Inner Joy Beyond Outer Circumstance

[Prefacing Note: This post represents a fourth (and final) installment on Joy as it is characterized in Paul’s Epistle to the Philippians [what some have called the “epistle of joy”… for all the ways the word appears throughout its four chapters]. Taking rich and meaningful words/concepts (like Joy) and distinguishing them from their secular-cultural counterparts (like “happiness” and “feeling good”) is a crucial task of spiritual formation.]

Having established the basis of peace with God in chapter 3 of Philippians (Letting Go… and Letting God), Paul advances to the close of his epistle with some sense of the outer peace that such a relationship brings:
• Individuals being reconciled (vs 2-3)
• Letting go of anxiety
• Being content in all circumstances

peace paintingAnd all this, again, as he writes in chains, behind bars!

It brings to mind an image of my mom in her final days.
Cancer and treatments had ravaged her body.
Outwardly, she was a shell of her former self.

“I’m sorry I am not more classy,” she feebly said at one point—referring, I suspect, to the ways her hair was not as kept as she would have preferred… and all the other indignities that death and dying can thrust on any soul with any amount of esteem.

It broke my heart to hear her speak that way.

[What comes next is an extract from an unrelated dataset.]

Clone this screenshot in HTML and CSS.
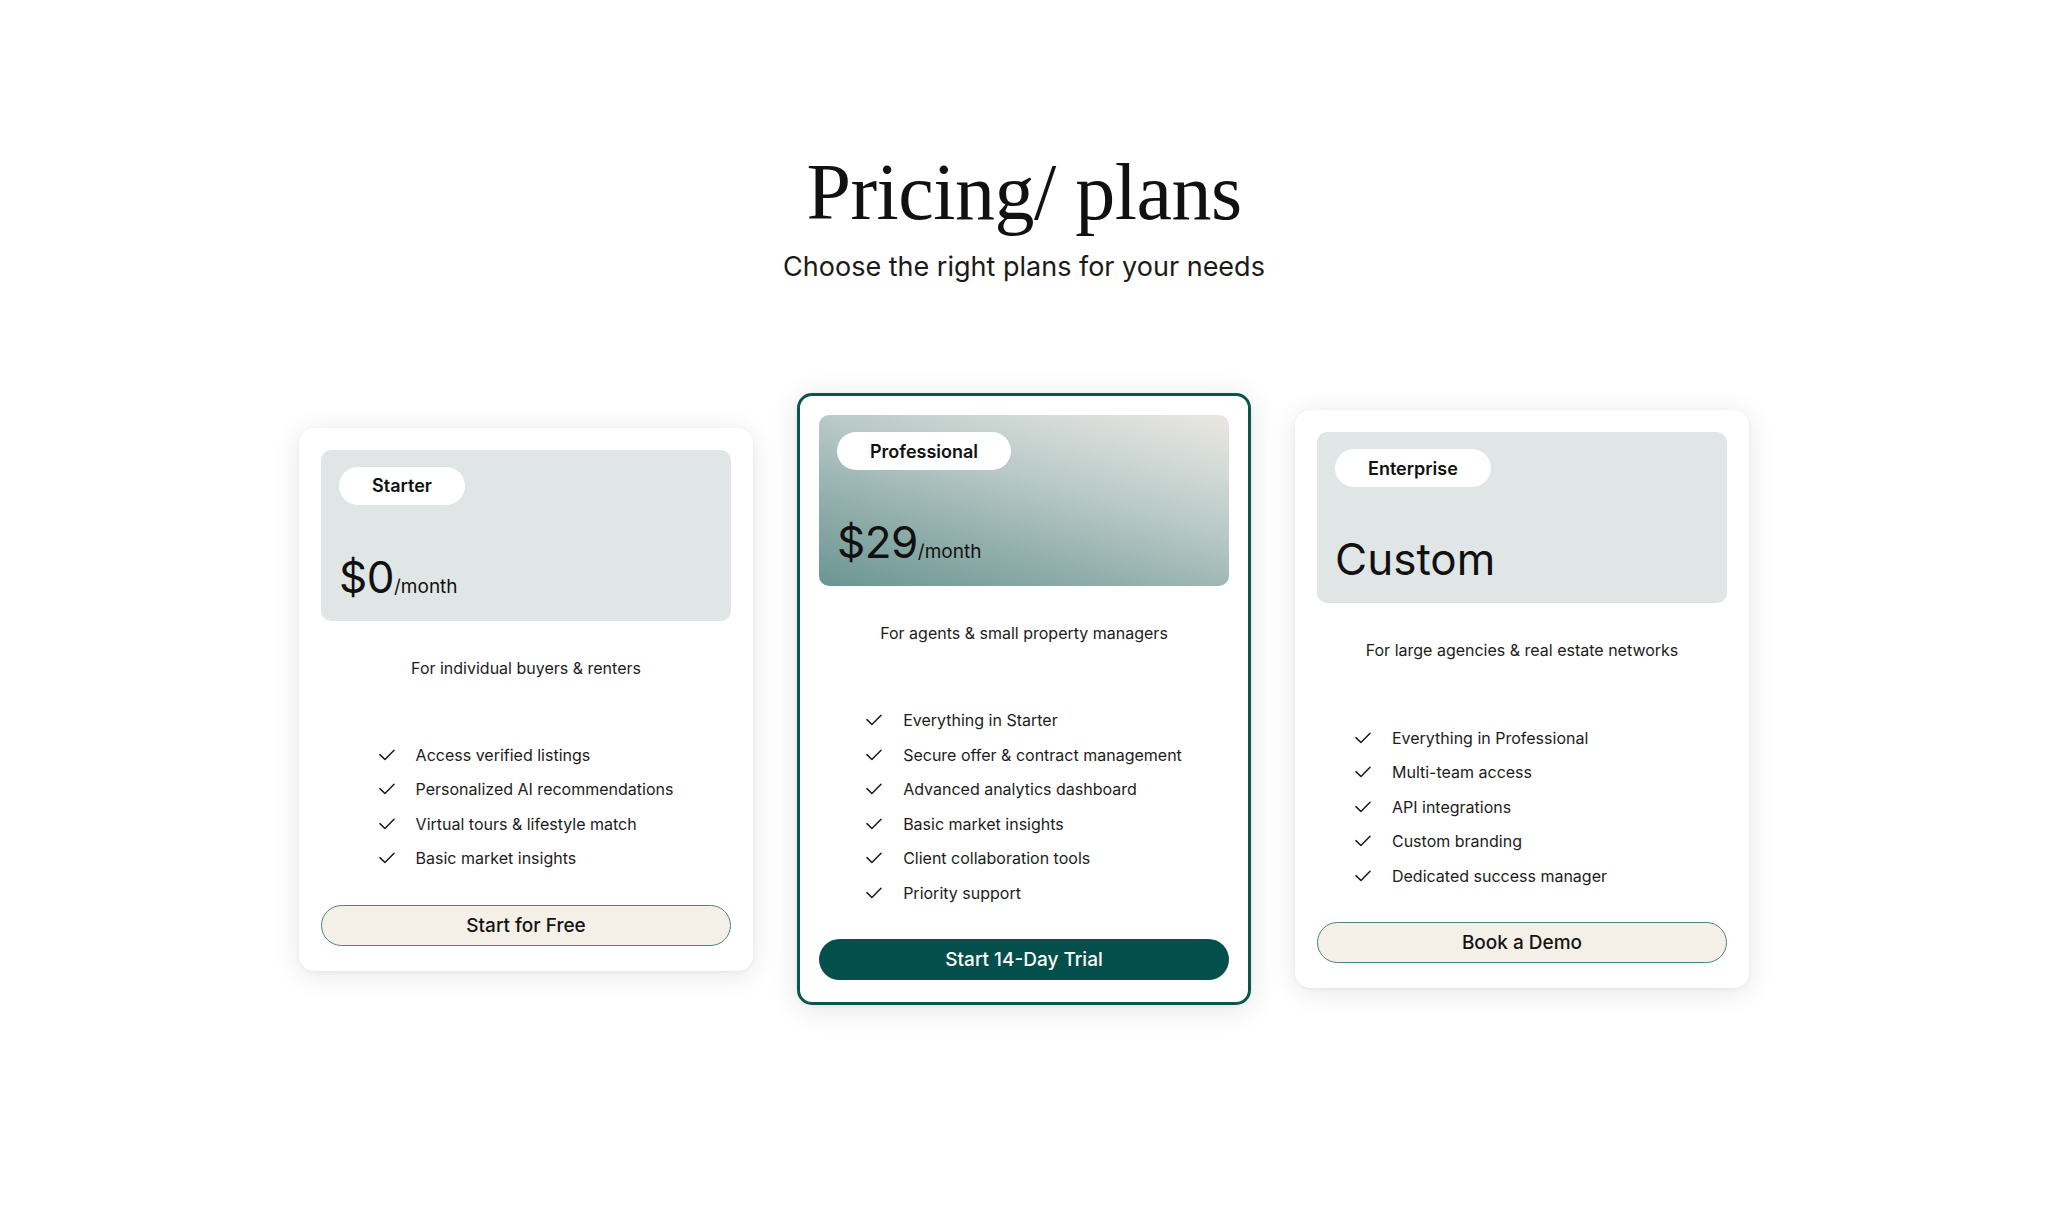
FILE: index.html
```html
<!DOCTYPE html>
<html lang="en">
<head>
<meta charset="utf-8">
<title>Pricing plans</title>
<link rel="stylesheet" href="styles.css">
</head>
<body>
<main class="page">
  <header class="intro">
    <h1 class="title">Pricing/ plans</h1>
    <p class="subtitle">Choose the right plans for your needs</p>
  </header>

  <section class="plans">
    <article class="card">
      <div class="panel">
        <span class="pill">Starter</span>
        <div class="price"><span class="amount">$0</span><span class="per">/month</span></div>
      </div>
      <p class="desc">For individual buyers &amp; renters</p>
      <ul class="features">
        <li><svg class="check" viewBox="0 0 17 12"><polyline points="1,5.6 6.3,10.8 16,1"/></svg><span>Access verified listings</span></li>
        <li><svg class="check" viewBox="0 0 17 12"><polyline points="1,5.6 6.3,10.8 16,1"/></svg><span>Personalized AI recommendations</span></li>
        <li><svg class="check" viewBox="0 0 17 12"><polyline points="1,5.6 6.3,10.8 16,1"/></svg><span>Virtual tours &amp; lifestyle match</span></li>
        <li><svg class="check" viewBox="0 0 17 12"><polyline points="1,5.6 6.3,10.8 16,1"/></svg><span>Basic market insights</span></li>
      </ul>
      <button class="btn btn-outline">Start for Free</button>
    </article>

    <article class="card card-featured">
      <div class="panel panel-gradient">
        <span class="pill">Professional</span>
        <div class="price"><span class="amount">$29</span><span class="per">/month</span></div>
      </div>
      <p class="desc">For agents &amp; small property managers</p>
      <ul class="features">
        <li><svg class="check" viewBox="0 0 17 12"><polyline points="1,5.6 6.3,10.8 16,1"/></svg><span>Everything in Starter</span></li>
        <li><svg class="check" viewBox="0 0 17 12"><polyline points="1,5.6 6.3,10.8 16,1"/></svg><span>Secure offer &amp; contract management</span></li>
        <li><svg class="check" viewBox="0 0 17 12"><polyline points="1,5.6 6.3,10.8 16,1"/></svg><span>Advanced analytics dashboard</span></li>
        <li><svg class="check" viewBox="0 0 17 12"><polyline points="1,5.6 6.3,10.8 16,1"/></svg><span>Basic market insights</span></li>
        <li><svg class="check" viewBox="0 0 17 12"><polyline points="1,5.6 6.3,10.8 16,1"/></svg><span>Client collaboration tools</span></li>
        <li><svg class="check" viewBox="0 0 17 12"><polyline points="1,5.6 6.3,10.8 16,1"/></svg><span>Priority support</span></li>
      </ul>
      <button class="btn btn-solid">Start 14-Day Trial</button>
    </article>

    <article class="card">
      <div class="panel">
        <span class="pill">Enterprise</span>
        <div class="price"><span class="custom">Custom</span></div>
      </div>
      <p class="desc">For large agencies &amp; real estate networks</p>
      <ul class="features features-offset">
        <li><svg class="check" viewBox="0 0 17 12"><polyline points="1,5.6 6.3,10.8 16,1"/></svg><span>Everything in Professional</span></li>
        <li><svg class="check" viewBox="0 0 17 12"><polyline points="1,5.6 6.3,10.8 16,1"/></svg><span>Multi-team access</span></li>
        <li><svg class="check" viewBox="0 0 17 12"><polyline points="1,5.6 6.3,10.8 16,1"/></svg><span>API integrations</span></li>
        <li><svg class="check" viewBox="0 0 17 12"><polyline points="1,5.6 6.3,10.8 16,1"/></svg><span>Custom branding</span></li>
        <li><svg class="check" viewBox="0 0 17 12"><polyline points="1,5.6 6.3,10.8 16,1"/></svg><span>Dedicated success manager</span></li>
      </ul>
      <button class="btn btn-outline">Book a Demo</button>
    </article>
  </section>
</main>
</body>
</html>
```

FILE: styles.css
```css
* {
  box-sizing: border-box;
}

html, body {
  margin: 0;
  padding: 0;
  background: #ffffff;
}

body {
  font-family: Inter, "Liberation Sans", Arial, sans-serif;
  color: #141414;
}

.page {
  width: 2048px;
  min-height: 1212px;
  padding-top: 152px;
  display: flex;
  flex-direction: column;
  align-items: center;
}

.intro {
  text-align: center;
}

.title {
  margin: 0;
  font-family: "Liberation Serif", "Times New Roman", serif;
  font-weight: 400;
  font-size: 80px;
  line-height: 80px;
  color: #111111;
  letter-spacing: -0.5px;
}

.subtitle {
  margin: 19px 0 0;
  font-size: 27px;
  line-height: 32px;
  font-weight: 400;
  color: #1a1a1a;
}

.plans {
  margin-top: 110px;
  display: flex;
  align-items: center;
  justify-content: center;
  gap: 44px;
}

.card {
  width: 454px;
  background: #ffffff;
  border-radius: 15px;
  padding: 22px 22px 25px;
  display: flex;
  flex-direction: column;
  box-shadow: 0 4px 28px rgba(0, 0, 0, 0.10), 0 1px 4px rgba(0, 0, 0, 0.05);
}

.card-featured {
  border: 3px solid #0b5450;
  padding: 19px 19px 22px;
  box-shadow: 0 4px 30px rgba(0, 0, 0, 0.11), 0 1px 4px rgba(0, 0, 0, 0.05);
}

.panel {
  height: 171px;
  border-radius: 10px;
  background: #e0e6e5;
  padding: 17px 18px 22px;
  display: flex;
  flex-direction: column;
  justify-content: space-between;
  align-items: flex-start;
}

.panel-gradient {
  background: linear-gradient(16deg, #6b9693 0%, #91aeab 30%, #b8c9c6 58%, #d3dad7 80%, #ebe7e1 100%);
}

.pill {
  display: inline-flex;
  align-items: center;
  height: 38px;
  padding: 0 33px;
  border-radius: 999px;
  background: #ffffff;
  font-size: 18px;
  font-weight: 600;
  color: #111111;
}

.price {
  display: flex;
  align-items: baseline;
  line-height: 1;
  color: #111111;
}

.amount {
  font-size: 44px;
  line-height: 1;
  font-weight: 400;
  letter-spacing: -0.5px;
}

.per {
  font-size: 19px;
  line-height: 1;
  font-weight: 400;
}

.custom {
  font-size: 44px;
  line-height: 1;
  font-weight: 400;
}

.desc {
  margin: 35px 0 0;
  text-align: center;
  font-size: 16px;
  line-height: 24px;
  color: #1c1c1c;
}

.features {
  list-style: none;
  margin: 58px 0 0;
  padding: 0;
  align-self: center;
}

.features-offset {
  margin-right: 82px;
}

.features li {
  display: flex;
  align-items: center;
  gap: 21px;
  height: 34.5px;
  font-size: 16px;
  color: #1c1c1c;
}

.check {
  width: 16px;
  height: 12px;
  flex: none;
  fill: none;
  stroke: #141414;
  stroke-width: 1.5;
  stroke-linecap: round;
  stroke-linejoin: round;
}

.btn {
  margin-top: 29px;
  height: 41px;
  width: 100%;
  border-radius: 999px;
  font-family: Inter, "Liberation Sans", Arial, sans-serif;
  font-size: 19px;
  font-weight: 500;
  cursor: pointer;
}

.btn-outline {
  background: #f5f0e7;
  border: 1.5px solid #4a8480;
  color: #141414;
}

.btn-solid {
  background: #034f4b;
  border: none;
  color: #ffffff;
}
```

I found a voice deep down in my crying,
“No Mom!
Class is not a matter of outer circumstance.
Class is a matter of inner character.
And you are one classy lady!”

It approaches, I believe,
the spirit of Paul’s closing words
about peace and joy in Philippians 4:

Life can ravage the body
and assault the heart–
tempting us to believe we’ve lost our way and class
But Deep calls to deep–
where eternal joy and peace abide,
inviting us to sing—even in the chains,
“It is well. It is well with my soul.”